--- Objective ---
Copy each line of the data below exactly, leaving out pictures.
::: Data provided
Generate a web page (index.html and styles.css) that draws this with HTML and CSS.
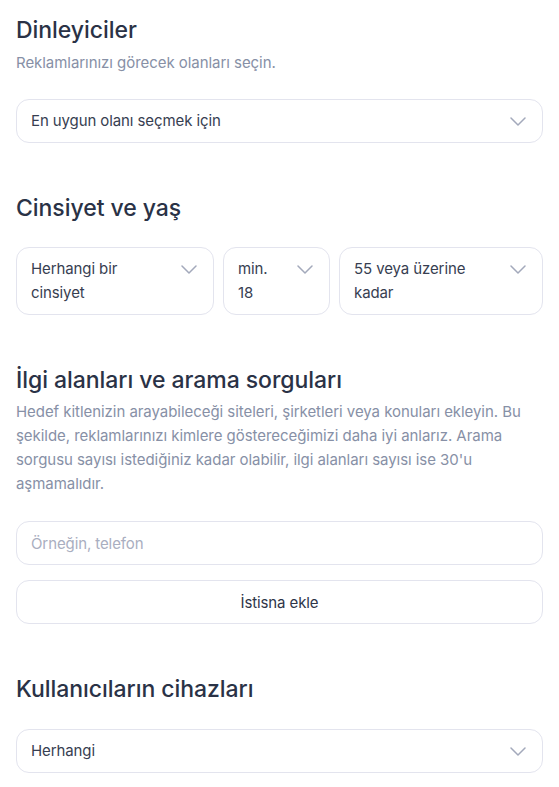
FILE: index.html
```html
<!DOCTYPE html>
<html lang="tr">
<head>
<meta charset="utf-8">
<link rel="stylesheet" href="styles.css">
</head>
<body>
<main class="page">
  <section class="section">
    <h2 class="title">Dinleyiciler</h2>
    <p class="hint">Reklamlarınızı görecek olanları seçin.</p>
    <div class="select select-wide">
      <span class="value">En uygun olanı seçmek için</span>
      <svg class="chev" viewBox="0 0 16 9" width="16" height="9"><path d="M1 1l7 7 7-7" fill="none" stroke="currentColor" stroke-width="1.5" stroke-linecap="round" stroke-linejoin="round"/></svg>
    </div>
  </section>

  <section class="section">
    <h2 class="title">Cinsiyet ve yaş</h2>
    <div class="trio">
      <div class="select select-tall">
        <span class="value">Herhangi bir<br>cinsiyet</span>
        <svg class="chev" viewBox="0 0 16 9" width="16" height="9"><path d="M1 1l7 7 7-7" fill="none" stroke="currentColor" stroke-width="1.5" stroke-linecap="round" stroke-linejoin="round"/></svg>
      </div>
      <div class="select select-tall">
        <span class="value">min.<br>18</span>
        <svg class="chev" viewBox="0 0 16 9" width="16" height="9"><path d="M1 1l7 7 7-7" fill="none" stroke="currentColor" stroke-width="1.5" stroke-linecap="round" stroke-linejoin="round"/></svg>
      </div>
      <div class="select select-tall">
        <span class="value">55 veya üzerine<br>kadar</span>
        <svg class="chev" viewBox="0 0 16 9" width="16" height="9"><path d="M1 1l7 7 7-7" fill="none" stroke="currentColor" stroke-width="1.5" stroke-linecap="round" stroke-linejoin="round"/></svg>
      </div>
    </div>
  </section>

  <section class="section">
    <h2 class="title">İlgi alanları ve arama sorguları</h2>
    <p class="hint hint-long">Hedef kitlenizin arayabileceği siteleri, şirketleri veya konuları ekleyin. Bu şekilde, reklamlarınızı kimlere göstereceğimizi daha iyi anlarız. Arama sorgusu sayısı istediğiniz kadar olabilir, ilgi alanları sayısı ise 30'u aşmamalıdır.</p>
    <div class="field">
      <span class="placeholder">Örneğin, telefon</span>
    </div>
    <button class="btn" type="button">İstisna ekle</button>
  </section>

  <section class="section">
    <h2 class="title">Kullanıcıların cihazları</h2>
    <div class="select select-wide select-last">
      <span class="value">Herhangi</span>
      <svg class="chev" viewBox="0 0 16 9" width="16" height="9"><path d="M1 1l7 7 7-7" fill="none" stroke="currentColor" stroke-width="1.5" stroke-linecap="round" stroke-linejoin="round"/></svg>
    </div>
  </section>
</main>
</body>
</html>
```

FILE: styles.css
```css
* { box-sizing: border-box; }

html, body {
  margin: 0;
  padding: 0;
  background: #ffffff;
}

body {
  font-family: Inter, "Noto Sans", "Liberation Sans", sans-serif;
  color: #2b3346;
  -webkit-font-smoothing: antialiased;
}

.page {
  padding: 14px 16px 0 16px;
  display: flex;
  flex-direction: column;
}

.section {
  display: flex;
  flex-direction: column;
}

.title {
  margin: 0;
  font-size: 23px;
  line-height: 32px;
  font-weight: 500;
  color: #2a3246;
  letter-spacing: -0.05px;
}

.hint {
  margin: 5px 0 0 0;
  font-size: 15px;
  line-height: 24px;
  color: #8790a6;
  letter-spacing: -0.05px;
}

.select {
  border: 1px solid #e3e4ee;
  border-radius: 13px;
  display: flex;
  align-items: flex-start;
  justify-content: space-between;
  padding: 9px 16px 9px 14px;
  font-size: 15px;
  line-height: 24px;
  color: #373e51;
  letter-spacing: -0.1px;
  background: #fff;
}

.select-wide {
  margin-top: 24px;
  height: 44px;
  align-items: center;
}

.select-last { margin-top: 24px; }

.chev {
  flex: none;
  color: #a3a9bb;
  margin-top: 8px;
}

.select-wide .chev { margin-top: 0; }

.section + .section { margin-top: 49px; }

.trio {
  margin-top: 23px;
  display: grid;
  grid-template-columns: 198fr 107fr 204fr;
  gap: 9px;
}

.select-tall {
  height: 68px;
  padding-top: 9px;
}

.hint-long { margin-top: 4px; }

.field {
  margin-top: 25px;
  height: 44px;
  border: 1px solid #e3e4ee;
  border-radius: 13px;
  display: flex;
  align-items: center;
  padding: 0 14px;
  font-size: 15px;
  letter-spacing: -0.1px;
}

.placeholder { color: #a9aec0; }

.btn {
  margin-top: 15px;
  height: 44px;
  border: 1px solid #e3e4ee;
  border-radius: 13px;
  background: #fff;
  font-family: inherit;
  font-size: 15px;
  letter-spacing: -0.1px;
  color: #2e3548;
  padding: 0;
}
```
::::::
--- The completed task ---
Generate a web page (index.html and styles.css) that draws this with HTML and CSS.
FILE: index.html
```html
<!DOCTYPE html>
<html lang="tr">
<head>
<meta charset="utf-8">
<link rel="stylesheet" href="styles.css">
</head>
<body>
<main class="page">
  <section class="section">
    <h2 class="title">Dinleyiciler</h2>
    <p class="hint">Reklamlarınızı görecek olanları seçin.</p>
    <div class="select select-wide">
      <span class="value">En uygun olanı seçmek için</span>
      <svg class="chev" viewBox="0 0 16 9" width="16" height="9"><path d="M1 1l7 7 7-7" fill="none" stroke="currentColor" stroke-width="1.5" stroke-linecap="round" stroke-linejoin="round"/></svg>
    </div>
  </section>

  <section class="section">
    <h2 class="title">Cinsiyet ve yaş</h2>
    <div class="trio">
      <div class="select select-tall">
        <span class="value">Herhangi bir<br>cinsiyet</span>
        <svg class="chev" viewBox="0 0 16 9" width="16" height="9"><path d="M1 1l7 7 7-7" fill="none" stroke="currentColor" stroke-width="1.5" stroke-linecap="round" stroke-linejoin="round"/></svg>
      </div>
      <div class="select select-tall">
        <span class="value">min.<br>18</span>
        <svg class="chev" viewBox="0 0 16 9" width="16" height="9"><path d="M1 1l7 7 7-7" fill="none" stroke="currentColor" stroke-width="1.5" stroke-linecap="round" stroke-linejoin="round"/></svg>
      </div>
      <div class="select select-tall">
        <span class="value">55 veya üzerine<br>kadar</span>
        <svg class="chev" viewBox="0 0 16 9" width="16" height="9"><path d="M1 1l7 7 7-7" fill="none" stroke="currentColor" stroke-width="1.5" stroke-linecap="round" stroke-linejoin="round"/></svg>
      </div>
    </div>
  </section>

  <section class="section">
    <h2 class="title">İlgi alanları ve arama sorguları</h2>
    <p class="hint hint-long">Hedef kitlenizin arayabileceği siteleri, şirketleri veya konuları ekleyin. Bu şekilde, reklamlarınızı kimlere göstereceğimizi daha iyi anlarız. Arama sorgusu sayısı istediğiniz kadar olabilir, ilgi alanları sayısı ise 30'u aşmamalıdır.</p>
    <div class="field">
      <span class="placeholder">Örneğin, telefon</span>
    </div>
    <button class="btn" type="button">İstisna ekle</button>
  </section>

  <section class="section">
    <h2 class="title">Kullanıcıların cihazları</h2>
    <div class="select select-wide select-last">
      <span class="value">Herhangi</span>
      <svg class="chev" viewBox="0 0 16 9" width="16" height="9"><path d="M1 1l7 7 7-7" fill="none" stroke="currentColor" stroke-width="1.5" stroke-linecap="round" stroke-linejoin="round"/></svg>
    </div>
  </section>
</main>
</body>
</html>
```

FILE: styles.css
```css
* { box-sizing: border-box; }

html, body {
  margin: 0;
  padding: 0;
  background: #ffffff;
}

body {
  font-family: Inter, "Noto Sans", "Liberation Sans", sans-serif;
  color: #2b3346;
  -webkit-font-smoothing: antialiased;
}

.page {
  padding: 14px 16px 0 16px;
  display: flex;
  flex-direction: column;
}

.section {
  display: flex;
  flex-direction: column;
}

.title {
  margin: 0;
  font-size: 23px;
  line-height: 32px;
  font-weight: 500;
  color: #2a3246;
  letter-spacing: -0.05px;
}

.hint {
  margin: 5px 0 0 0;
  font-size: 15px;
  line-height: 24px;
  color: #8790a6;
  letter-spacing: -0.05px;
}

.select {
  border: 1px solid #e3e4ee;
  border-radius: 13px;
  display: flex;
  align-items: flex-start;
  justify-content: space-between;
  padding: 9px 16px 9px 14px;
  font-size: 15px;
  line-height: 24px;
  color: #373e51;
  letter-spacing: -0.1px;
  background: #fff;
}

.select-wide {
  margin-top: 24px;
  height: 44px;
  align-items: center;
}

.select-last { margin-top: 24px; }

.chev {
  flex: none;
  color: #a3a9bb;
  margin-top: 8px;
}

.select-wide .chev { margin-top: 0; }

.section + .section { margin-top: 49px; }

.trio {
  margin-top: 23px;
  display: grid;
  grid-template-columns: 198fr 107fr 204fr;
  gap: 9px;
}

.select-tall {
  height: 68px;
  padding-top: 9px;
}

.hint-long { margin-top: 4px; }

.field {
  margin-top: 25px;
  height: 44px;
  border: 1px solid #e3e4ee;
  border-radius: 13px;
  display: flex;
  align-items: center;
  padding: 0 14px;
  font-size: 15px;
  letter-spacing: -0.1px;
}

.placeholder { color: #a9aec0; }

.btn {
  margin-top: 15px;
  height: 44px;
  border: 1px solid #e3e4ee;
  border-radius: 13px;
  background: #fff;
  font-family: inherit;
  font-size: 15px;
  letter-spacing: -0.1px;
  color: #2e3548;
  padding: 0;
}
```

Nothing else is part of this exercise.